3) Dharma Dhyana - The word Dharma is
used in Jain terminology in a sense wider than religion. What is Dharma? Answer
is ‘Vatthu Sahavo Dhammo’, i.e., the intrinsic nature of a thing is its Dharma.
So long as a thing remains within the limits of its intrinsic nature, and does
not transgress these limits, it remains within its own Dharma. Life's problems
arise when we transgress these limits and encroach upon the foreign fields.
Therefore, when the self forgets its own intrinsic nature, and tries to encroach
upon the field of Ajiva, it invites trouble. But if it concentrates its
attention on its own self, tries to analyze its nature and focuses its
activities on its upliftment, it enters into the field of Dharma Dhyana. There
are four sub-classifications of this, as follows:
Ajna (Agna)-vichaya Dharma dhyana:
Meditating about the flowless and reliable nature of the views expressed by
Apaya-vichaya Dharma dhyana: Meditating
about the how the true character of the self is clouded by its contact with
kasayas such as anger, pride etc.
Vipaka-vichaya Dharma dhyana: Meditating on
the nature of results of various karmas.
Loka-samsthana-vicaya Dharma Dhyana:
Meditating on the nature of universe (Loka).

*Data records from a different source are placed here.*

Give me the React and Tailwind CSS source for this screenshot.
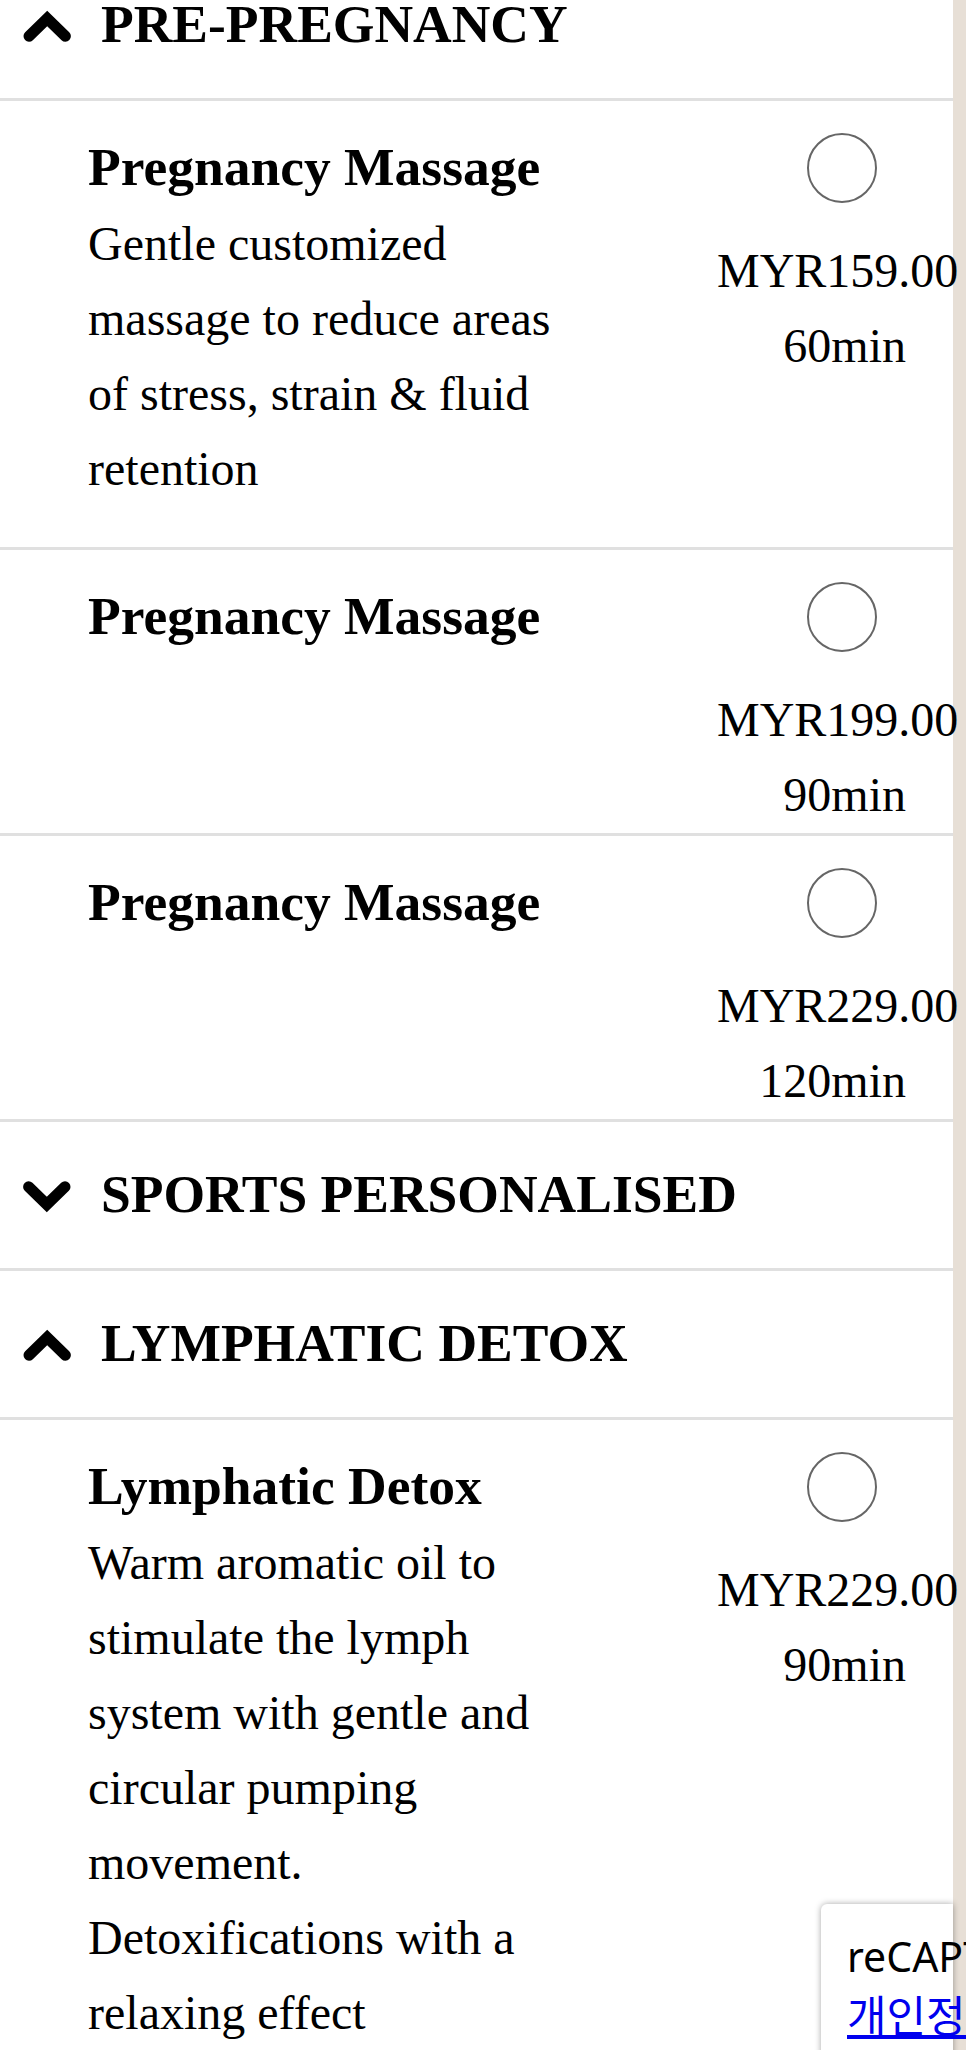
import React from "react";

const serif = { fontFamily: '"Liberation Serif", "Times New Roman", serif' };

const sections = [
  {
    title: "PRE-PREGNANCY",
    open: true,
    items: [
      {
        name: "Pregnancy Massage",
        desc: "Gentle customized massage to reduce areas of stress, strain & fluid retention",
        price: "MYR159.00",
        duration: "60min",
      },
      { name: "Pregnancy Massage", price: "MYR199.00", duration: "90min" },
      { name: "Pregnancy Massage", price: "MYR229.00", duration: "120min" },
    ],
  },
  { title: "SPORTS PERSONALISED", open: false, items: [] },
  {
    title: "LYMPHATIC DETOX",
    open: true,
    items: [
      {
        name: "Lymphatic Detox",
        desc: "Warm aromatic oil to stimulate the lymph system with gentle and circular pumping movement. Detoxifications with a relaxing effect",
        price: "MYR229.00",
        duration: "90min",
      },
    ],
  },
];

function Chevron({ open }) {
  return (
    <svg
      width="48"
      height="31"
      viewBox="0 0 48 31"
      className={`mt-[17px] shrink-0 overflow-visible ${open ? "" : "rotate-180"}`}
    >
      <polyline
        points="6,25.2 24.2,7.5 42.4,25.2"
        fill="none"
        stroke="#000"
        strokeWidth="11"
        strokeLinecap="round"
        strokeLinejoin="miter"
      />
    </svg>
  );
}

function SectionHeader({ title, open }) {
  return (
    <div className="flex items-start border-b-[3px] border-[#e0e0e0] pt-[42px] pb-[44px] pl-[23px]">
      <Chevron open={open} />
      <span className="ml-[30px] text-[53.5px] leading-[60px] font-bold text-black whitespace-nowrap">
        {title}
      </span>
    </div>
  );
}

function ServiceRow({ item }) {
  return (
    <div className="flex border-b-[3px] border-[#e0e0e0] pt-[27px] pb-[1px] pl-[88px]">
      <div className="w-[490px] shrink-0">
        <p className="text-[53.5px] leading-[78px] font-bold text-black">{item.name}</p>
        {item.desc && (
          <p className="mb-[40px] text-[48px] leading-[75px] text-black">{item.desc}</p>
        )}
      </div>
      <div className="ml-[139px] w-[189px] shrink-0 text-right">
        <div className="mt-[5px] ml-[90px] h-[70px] w-[70px] rounded-full border-[2.5px] border-[#666] bg-white" />
        <p className="mt-[30px] text-[48px] leading-[75px] text-black whitespace-nowrap">
          {item.price}
        </p>
        <p className="text-[48px] leading-[75px] text-black whitespace-nowrap">{item.duration}</p>
      </div>
    </div>
  );
}

export default function App() {
  return (
    <div className="relative h-[2050px] w-full overflow-hidden bg-[#e7dfd6]" style={serif}>
      <div className="-mt-[48px] w-[953px] bg-white pb-[400px]">
        {sections.map((section) => (
          <div key={section.title}>
            <SectionHeader title={section.title} open={section.open} />
            {section.open && section.items.map((item, i) => <ServiceRow key={i} item={item} />)}
          </div>
        ))}
      </div>

      {/* recaptcha badge, pinned bottom-right */}
      <div
        className="absolute left-[821px] top-[1904px] h-[200px] w-[132px] rounded-tl-[6px] bg-white pl-[26px] pt-[28px] shadow-[0_0_6px_rgba(0,0,0,0.35)]"
        style={{ fontFamily: '"Noto Sans", "Noto Sans CJK KR", sans-serif' }}
      >
        <p className="text-[41px] leading-[48px] text-black whitespace-nowrap">reCAPTCHA</p>
        <a href="#" className="mt-[12px] block text-[43px] leading-[48px] text-[#0000ee] underline whitespace-nowrap">
          개인정보 보호 - 약관
        </a>
      </div>
    </div>
  );
}
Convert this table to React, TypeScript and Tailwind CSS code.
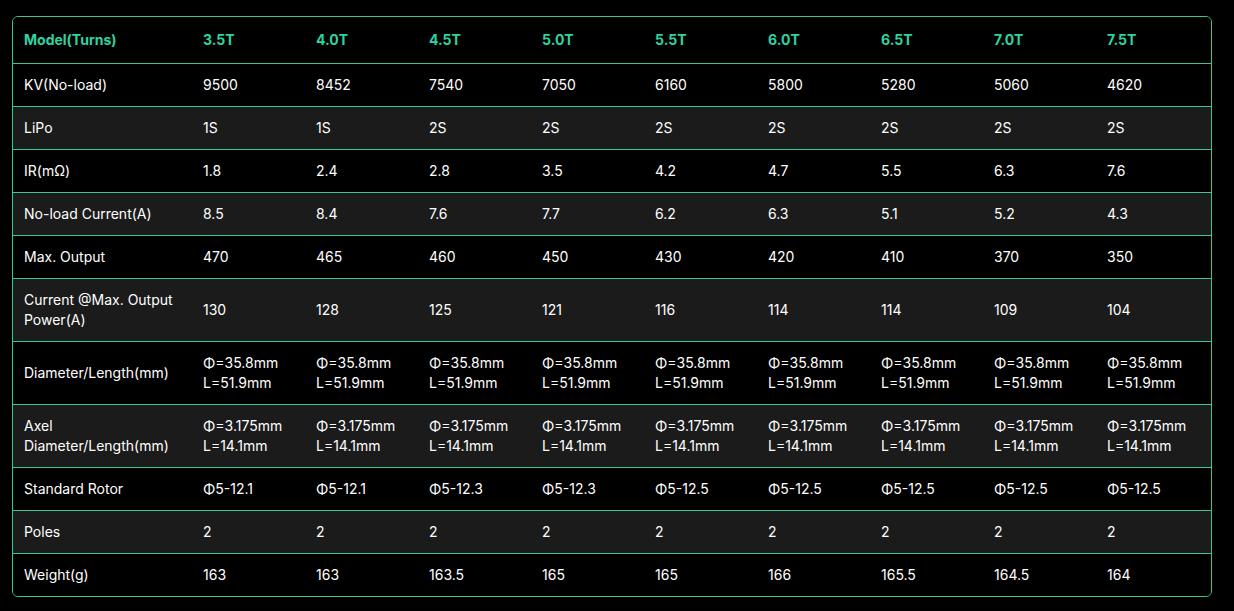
const header = ["3.5T", "4.0T", "4.5T", "5.0T", "5.5T", "6.0T", "6.5T", "7.0T", "7.5T"];

type Row = { label: string[]; values: (string | string[])[] };

const dia = ["Φ=35.8mm", "L=51.9mm"];
const axel = ["Φ=3.175mm", "L=14.1mm"];

const rows: Row[] = [
  { label: ["KV(No-load)"], values: ["9500", "8452", "7540", "7050", "6160", "5800", "5280", "5060", "4620"] },
  { label: ["LiPo"], values: ["1S", "1S", "2S", "2S", "2S", "2S", "2S", "2S", "2S"] },
  { label: ["IR(mΩ)"], values: ["1.8", "2.4", "2.8", "3.5", "4.2", "4.7", "5.5", "6.3", "7.6"] },
  { label: ["No-load Current(A)"], values: ["8.5", "8.4", "7.6", "7.7", "6.2", "6.3", "5.1", "5.2", "4.3"] },
  { label: ["Max. Output"], values: ["470", "465", "460", "450", "430", "420", "410", "370", "350"] },
  { label: ["Current @Max. Output", "Power(A)"], values: ["130", "128", "125", "121", "116", "114", "114", "109", "104"] },
  { label: ["Diameter/Length(mm)"], values: Array(9).fill(dia) },
  { label: ["Axel", "Diameter/Length(mm)"], values: Array(9).fill(axel) },
  { label: ["Standard Rotor"], values: ["Φ5-12.1", "Φ5-12.1", "Φ5-12.3", "Φ5-12.3", "Φ5-12.5", "Φ5-12.5", "Φ5-12.5", "Φ5-12.5", "Φ5-12.5"] },
  { label: ["Poles"], values: ["2", "2", "2", "2", "2", "2", "2", "2", "2"] },
  { label: ["Weight(g)"], values: ["163", "163", "163.5", "165", "165", "166", "165.5", "164.5", "164"] },
];

const colW = ["w-[190px]", "w-[113px]", "w-[113px]", "w-[113px]", "w-[113px]", "w-[113px]", "w-[113px]", "w-[113px]", "w-[113px]", "w-[104px]"];

function Cell({ lines, idx }: { lines: string[]; idx: number }) {
  return (
    <div className={`${colW[idx]} shrink-0 flex flex-col justify-center ${idx === 0 ? "pl-[11px]" : ""}`}>
      {lines.map((l, i) => (
        <span key={i} className="block leading-5 whitespace-nowrap">
          {l}
        </span>
      ))}
    </div>
  );
}

export default function App() {
  return (
    <div className="min-h-screen bg-black pt-4 pl-3 text-[14px] text-white" style={{ fontFamily: "Inter, 'Noto Sans', sans-serif" }}>
      <div className="w-[1200px] rounded-md border border-[#3cc39e] overflow-hidden">
        <div className="flex h-[47px] border-b border-[#3cc39e] bg-black font-bold text-[#2ed3a2]">
          <Cell lines={["Model(Turns)"]} idx={0} />
          {header.map((h, i) => (
            <Cell key={h} lines={[h]} idx={i + 1} />
          ))}
        </div>
        {rows.map((r, ri) => {
          const tall = r.label.length > 1 || Array.isArray(r.values[0]);
          const last = ri === rows.length - 1;
          return (
            <div
              key={ri}
              className={`flex ${last ? "h-[42px]" : tall ? "h-[63px] border-b border-[#3cc39e]" : "h-[43px] border-b border-[#3cc39e]"} ${ri % 2 === 1 ? "bg-[#1b1b1b]" : "bg-black"}`}
            >
              <Cell lines={r.label} idx={0} />
              {r.values.map((v, i) => (
                <Cell key={i} lines={Array.isArray(v) ? v : [v]} idx={i + 1} />
              ))}
            </div>
          );
        })}
      </div>
    </div>
  );
}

Dharma Dhyana takes our mind away from Artta
and Raudra Dhyana, which cause the accumulation of the karmas, which are the
degrading forces to the self. Dharma-dhyana not only takes us to the field of
metaphysics and logic, but also constitutes the best type of Satsanga, which
leads us to right path to realize the Truth.
4) Sukla Dhyana - ‘Sukla’ means ‘white
or pure’. In Dharma-Dyan, the mind concentrates upon the general features of
worldly esistance while in Shukl-Dhyan; the mind gradually shortens the field of
cocentration. The mind now concentrates on upon atom and becomes staedy and
motionless. And on the attainment of omniscience, the functions of the mind are
completely annihilated. The Shukla-dhyan has four types. The function of first
two types is to collect and concentrate the mind on the minuest possible entity.
When one has achieved perfection in this and has lost all attraction for the
worldly things, one attains pure and perfect enlightenmemnt. The functions of
mind are now no more there. There is now no more conceptual thinking. The
function of dhyan at this time is not the concentration of thought because there
is now no thought. The soul is now omniscient. The dhyan is now utilized for the
purpose of stopping the activities of sense organ of speech and body. Last two
types of shukls-dhyana do this. The last type of sukla-dhyana is iimediately
followed by emancipation.
This is the highest type of meditation where
the karmic bondages get destroyed and the soul remains totally engrossed in
self-realization. The Seers say that it is not possible to give the complete
picture of this type of meditation because the bliss which one experiences
during this meditation is beyond the description. However they have classified
this type of meditation into four progressive categories:
Prthakatva-vitarka-savichara sukla dhyana
Ekatva-vitarka-vichara sukla dhyana
Suksma-kriya-pratipatti sukla dhyana
Vyuparata-kriya-nivrtti sukla dhyana
In Prthakatva-vitarka-savicara the mind
contemplates the different modes of the self and the forces of Pudgala. Since
the mind is moving from one idea to the other, it is called Prthakatva-vitarka.
During this process, one finds out the true character of the self and therefore
the whole process tends to make the mind steady. This stage of meditation is
observed when the soul is in gunasthanak 8 to 11. After it becomes steady it
concentrates only on one object namely the self. This is the second stage of
Ekatva-vitarka. In this stage the mind becomes steady, and complete peace and
bliss prevails because all the bondage of kasayas get destroyed. The soul,
remaining peaceful and steady in this manner, reaches the stage of Kevala-jnana,
pure knowledge. The soul in this stage reaches to 12th gunasthanak
and by the end of it it reaches to 13th gunasthanak. In the third
stage, the soul has only subtle connection with body. This stage is the
beginning of the 14th Gunasthanak. In the final stage, even the
soul's subtle connection with the body is broken. By the end of this stage the
soul gets liberated and becomes ‘Siddha’. The duration of the stages three and
four is a verry short period just enough to say short a, e, I, ru, lu. The
siddha is a bodyless existence of the soul possessing all knowledge and all
This is how the great masters have described
the process of meditation leading to the liberation. An ordinary human being is
roaming between first three categories of meditation. The last category of
meditation is very difficult to achieve which involves the process of spiritual
progress. But if successful the liberation is in the hand.